*AVAILABLE DATA:*

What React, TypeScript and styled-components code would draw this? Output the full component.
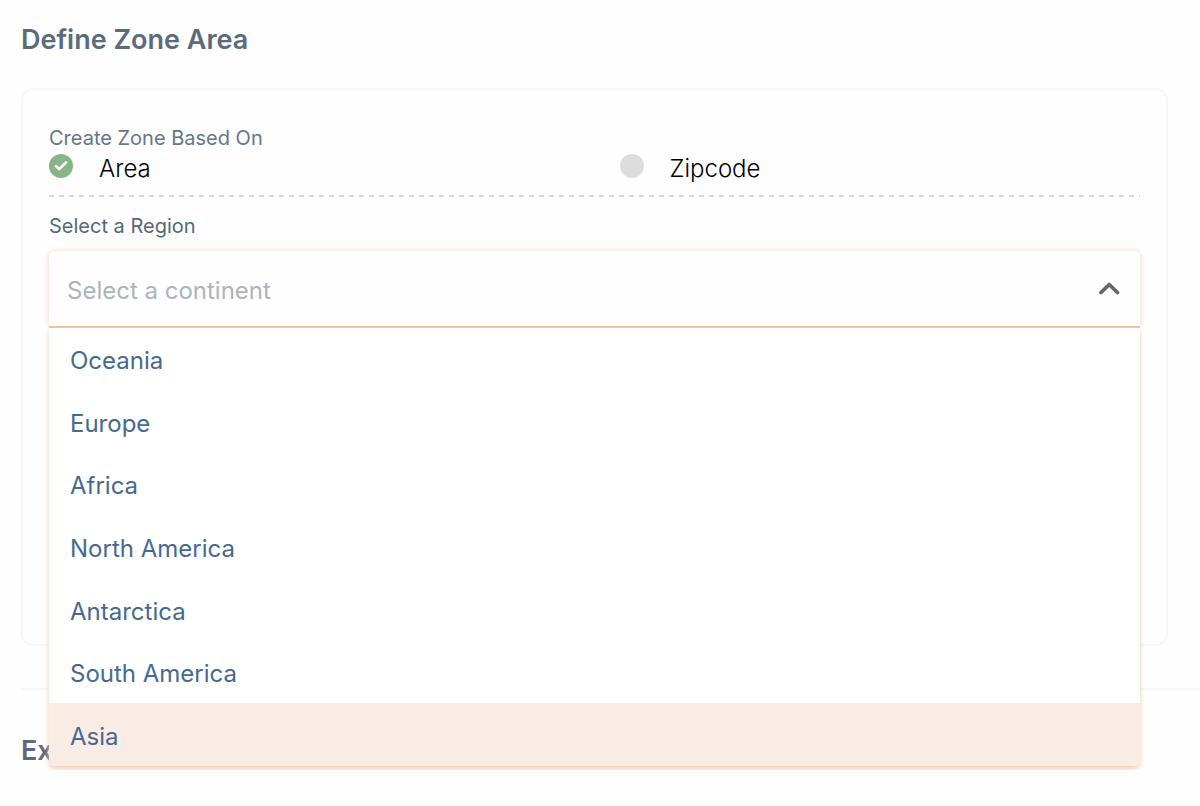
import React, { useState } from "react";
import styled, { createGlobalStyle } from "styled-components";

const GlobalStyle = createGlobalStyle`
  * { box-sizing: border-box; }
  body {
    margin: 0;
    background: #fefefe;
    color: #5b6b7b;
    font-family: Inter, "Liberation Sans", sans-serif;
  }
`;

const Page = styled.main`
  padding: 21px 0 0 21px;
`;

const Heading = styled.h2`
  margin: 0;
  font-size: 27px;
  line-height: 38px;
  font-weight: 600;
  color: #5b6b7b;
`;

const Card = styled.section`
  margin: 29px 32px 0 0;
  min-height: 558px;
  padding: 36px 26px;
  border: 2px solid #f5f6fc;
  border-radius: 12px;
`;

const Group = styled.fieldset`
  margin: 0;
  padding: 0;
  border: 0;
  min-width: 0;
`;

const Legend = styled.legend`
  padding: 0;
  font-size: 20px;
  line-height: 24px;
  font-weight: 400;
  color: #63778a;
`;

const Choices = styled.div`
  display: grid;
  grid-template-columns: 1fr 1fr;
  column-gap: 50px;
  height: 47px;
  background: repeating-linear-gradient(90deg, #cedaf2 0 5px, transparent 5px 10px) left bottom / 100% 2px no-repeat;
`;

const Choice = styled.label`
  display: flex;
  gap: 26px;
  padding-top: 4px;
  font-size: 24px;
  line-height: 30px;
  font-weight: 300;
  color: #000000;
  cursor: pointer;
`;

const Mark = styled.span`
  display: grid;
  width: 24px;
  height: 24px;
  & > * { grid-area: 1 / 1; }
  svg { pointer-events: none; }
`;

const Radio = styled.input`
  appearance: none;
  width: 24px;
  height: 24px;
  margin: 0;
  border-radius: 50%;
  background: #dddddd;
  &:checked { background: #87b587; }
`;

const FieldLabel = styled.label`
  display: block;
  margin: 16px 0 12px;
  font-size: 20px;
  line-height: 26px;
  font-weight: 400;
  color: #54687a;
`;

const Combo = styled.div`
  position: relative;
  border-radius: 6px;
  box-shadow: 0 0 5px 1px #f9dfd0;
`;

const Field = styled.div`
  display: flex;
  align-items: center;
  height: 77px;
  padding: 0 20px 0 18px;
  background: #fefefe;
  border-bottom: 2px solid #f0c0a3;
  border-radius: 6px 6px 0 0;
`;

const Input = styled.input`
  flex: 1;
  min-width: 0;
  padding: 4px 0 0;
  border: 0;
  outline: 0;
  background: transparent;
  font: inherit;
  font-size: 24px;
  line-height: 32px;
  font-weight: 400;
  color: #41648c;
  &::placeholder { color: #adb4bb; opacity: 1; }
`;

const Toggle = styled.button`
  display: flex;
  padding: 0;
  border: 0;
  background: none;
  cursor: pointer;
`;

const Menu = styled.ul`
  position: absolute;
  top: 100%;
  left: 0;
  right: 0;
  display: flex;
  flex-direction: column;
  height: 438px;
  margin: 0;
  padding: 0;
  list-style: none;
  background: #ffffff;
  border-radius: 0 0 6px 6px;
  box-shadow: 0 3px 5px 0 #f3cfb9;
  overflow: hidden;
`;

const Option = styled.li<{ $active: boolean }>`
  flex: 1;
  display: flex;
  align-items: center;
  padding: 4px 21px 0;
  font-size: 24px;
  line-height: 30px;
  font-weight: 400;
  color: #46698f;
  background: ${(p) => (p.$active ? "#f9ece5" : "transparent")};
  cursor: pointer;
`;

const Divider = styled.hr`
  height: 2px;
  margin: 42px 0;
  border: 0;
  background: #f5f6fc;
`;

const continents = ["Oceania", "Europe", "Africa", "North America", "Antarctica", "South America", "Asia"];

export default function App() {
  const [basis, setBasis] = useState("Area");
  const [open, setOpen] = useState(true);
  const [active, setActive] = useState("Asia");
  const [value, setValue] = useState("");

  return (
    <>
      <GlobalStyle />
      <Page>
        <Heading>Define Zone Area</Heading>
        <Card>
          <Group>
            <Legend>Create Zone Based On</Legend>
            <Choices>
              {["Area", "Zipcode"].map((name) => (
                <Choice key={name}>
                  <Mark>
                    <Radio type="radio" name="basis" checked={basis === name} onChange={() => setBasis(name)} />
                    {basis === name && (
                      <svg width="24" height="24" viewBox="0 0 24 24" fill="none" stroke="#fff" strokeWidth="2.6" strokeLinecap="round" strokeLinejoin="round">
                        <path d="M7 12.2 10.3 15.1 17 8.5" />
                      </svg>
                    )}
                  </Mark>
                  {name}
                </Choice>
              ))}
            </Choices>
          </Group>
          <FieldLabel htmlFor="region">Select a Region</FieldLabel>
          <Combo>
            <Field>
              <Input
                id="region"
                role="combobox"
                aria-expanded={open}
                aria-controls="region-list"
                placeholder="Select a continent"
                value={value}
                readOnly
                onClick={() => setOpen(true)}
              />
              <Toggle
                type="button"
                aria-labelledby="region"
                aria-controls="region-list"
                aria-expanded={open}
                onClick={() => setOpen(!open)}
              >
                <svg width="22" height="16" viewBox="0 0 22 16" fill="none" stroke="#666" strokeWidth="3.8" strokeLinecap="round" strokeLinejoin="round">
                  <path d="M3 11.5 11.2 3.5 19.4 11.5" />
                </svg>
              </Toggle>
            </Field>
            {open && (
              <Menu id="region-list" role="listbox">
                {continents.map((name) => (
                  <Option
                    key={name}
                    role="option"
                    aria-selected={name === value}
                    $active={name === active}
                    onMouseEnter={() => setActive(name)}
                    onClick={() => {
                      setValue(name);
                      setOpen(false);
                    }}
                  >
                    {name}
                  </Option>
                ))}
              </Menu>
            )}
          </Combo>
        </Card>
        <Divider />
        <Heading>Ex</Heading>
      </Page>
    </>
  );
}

*WHAT THIS TASK INVOLVES:*
Omit the pictures and output all of the other material exactly.

*EXERCISE RESPONSE:*
What React, TypeScript and styled-components code would draw this? Output the full component.
import React, { useState } from "react";
import styled, { createGlobalStyle } from "styled-components";

const GlobalStyle = createGlobalStyle`
  * { box-sizing: border-box; }
  body {
    margin: 0;
    background: #fefefe;
    color: #5b6b7b;
    font-family: Inter, "Liberation Sans", sans-serif;
  }
`;

const Page = styled.main`
  padding: 21px 0 0 21px;
`;

const Heading = styled.h2`
  margin: 0;
  font-size: 27px;
  line-height: 38px;
  font-weight: 600;
  color: #5b6b7b;
`;

const Card = styled.section`
  margin: 29px 32px 0 0;
  min-height: 558px;
  padding: 36px 26px;
  border: 2px solid #f5f6fc;
  border-radius: 12px;
`;

const Group = styled.fieldset`
  margin: 0;
  padding: 0;
  border: 0;
  min-width: 0;
`;

const Legend = styled.legend`
  padding: 0;
  font-size: 20px;
  line-height: 24px;
  font-weight: 400;
  color: #63778a;
`;

const Choices = styled.div`
  display: grid;
  grid-template-columns: 1fr 1fr;
  column-gap: 50px;
  height: 47px;
  background: repeating-linear-gradient(90deg, #cedaf2 0 5px, transparent 5px 10px) left bottom / 100% 2px no-repeat;
`;

const Choice = styled.label`
  display: flex;
  gap: 26px;
  padding-top: 4px;
  font-size: 24px;
  line-height: 30px;
  font-weight: 300;
  color: #000000;
  cursor: pointer;
`;

const Mark = styled.span`
  display: grid;
  width: 24px;
  height: 24px;
  & > * { grid-area: 1 / 1; }
  svg { pointer-events: none; }
`;

const Radio = styled.input`
  appearance: none;
  width: 24px;
  height: 24px;
  margin: 0;
  border-radius: 50%;
  background: #dddddd;
  &:checked { background: #87b587; }
`;

const FieldLabel = styled.label`
  display: block;
  margin: 16px 0 12px;
  font-size: 20px;
  line-height: 26px;
  font-weight: 400;
  color: #54687a;
`;

const Combo = styled.div`
  position: relative;
  border-radius: 6px;
  box-shadow: 0 0 5px 1px #f9dfd0;
`;

const Field = styled.div`
  display: flex;
  align-items: center;
  height: 77px;
  padding: 0 20px 0 18px;
  background: #fefefe;
  border-bottom: 2px solid #f0c0a3;
  border-radius: 6px 6px 0 0;
`;

const Input = styled.input`
  flex: 1;
  min-width: 0;
  padding: 4px 0 0;
  border: 0;
  outline: 0;
  background: transparent;
  font: inherit;
  font-size: 24px;
  line-height: 32px;
  font-weight: 400;
  color: #41648c;
  &::placeholder { color: #adb4bb; opacity: 1; }
`;

const Toggle = styled.button`
  display: flex;
  padding: 0;
  border: 0;
  background: none;
  cursor: pointer;
`;

const Menu = styled.ul`
  position: absolute;
  top: 100%;
  left: 0;
  right: 0;
  display: flex;
  flex-direction: column;
  height: 438px;
  margin: 0;
  padding: 0;
  list-style: none;
  background: #ffffff;
  border-radius: 0 0 6px 6px;
  box-shadow: 0 3px 5px 0 #f3cfb9;
  overflow: hidden;
`;

const Option = styled.li<{ $active: boolean }>`
  flex: 1;
  display: flex;
  align-items: center;
  padding: 4px 21px 0;
  font-size: 24px;
  line-height: 30px;
  font-weight: 400;
  color: #46698f;
  background: ${(p) => (p.$active ? "#f9ece5" : "transparent")};
  cursor: pointer;
`;

const Divider = styled.hr`
  height: 2px;
  margin: 42px 0;
  border: 0;
  background: #f5f6fc;
`;

const continents = ["Oceania", "Europe", "Africa", "North America", "Antarctica", "South America", "Asia"];

export default function App() {
  const [basis, setBasis] = useState("Area");
  const [open, setOpen] = useState(true);
  const [active, setActive] = useState("Asia");
  const [value, setValue] = useState("");

  return (
    <>
      <GlobalStyle />
      <Page>
        <Heading>Define Zone Area</Heading>
        <Card>
          <Group>
            <Legend>Create Zone Based On</Legend>
            <Choices>
              {["Area", "Zipcode"].map((name) => (
                <Choice key={name}>
                  <Mark>
                    <Radio type="radio" name="basis" checked={basis === name} onChange={() => setBasis(name)} />
                    {basis === name && (
                      <svg width="24" height="24" viewBox="0 0 24 24" fill="none" stroke="#fff" strokeWidth="2.6" strokeLinecap="round" strokeLinejoin="round">
                        <path d="M7 12.2 10.3 15.1 17 8.5" />
                      </svg>
                    )}
                  </Mark>
                  {name}
                </Choice>
              ))}
            </Choices>
          </Group>
          <FieldLabel htmlFor="region">Select a Region</FieldLabel>
          <Combo>
            <Field>
              <Input
                id="region"
                role="combobox"
                aria-expanded={open}
                aria-controls="region-list"
                placeholder="Select a continent"
                value={value}
                readOnly
                onClick={() => setOpen(true)}
              />
              <Toggle
                type="button"
                aria-labelledby="region"
                aria-controls="region-list"
                aria-expanded={open}
                onClick={() => setOpen(!open)}
              >
                <svg width="22" height="16" viewBox="0 0 22 16" fill="none" stroke="#666" strokeWidth="3.8" strokeLinecap="round" strokeLinejoin="round">
                  <path d="M3 11.5 11.2 3.5 19.4 11.5" />
                </svg>
              </Toggle>
            </Field>
            {open && (
              <Menu id="region-list" role="listbox">
                {continents.map((name) => (
                  <Option
                    key={name}
                    role="option"
                    aria-selected={name === value}
                    $active={name === active}
                    onMouseEnter={() => setActive(name)}
                    onClick={() => {
                      setValue(name);
                      setOpen(false);
                    }}
                  >
                    {name}
                  </Option>
                ))}
              </Menu>
            )}
          </Combo>
        </Card>
        <Divider />
        <Heading>Ex</Heading>
      </Page>
    </>
  );
}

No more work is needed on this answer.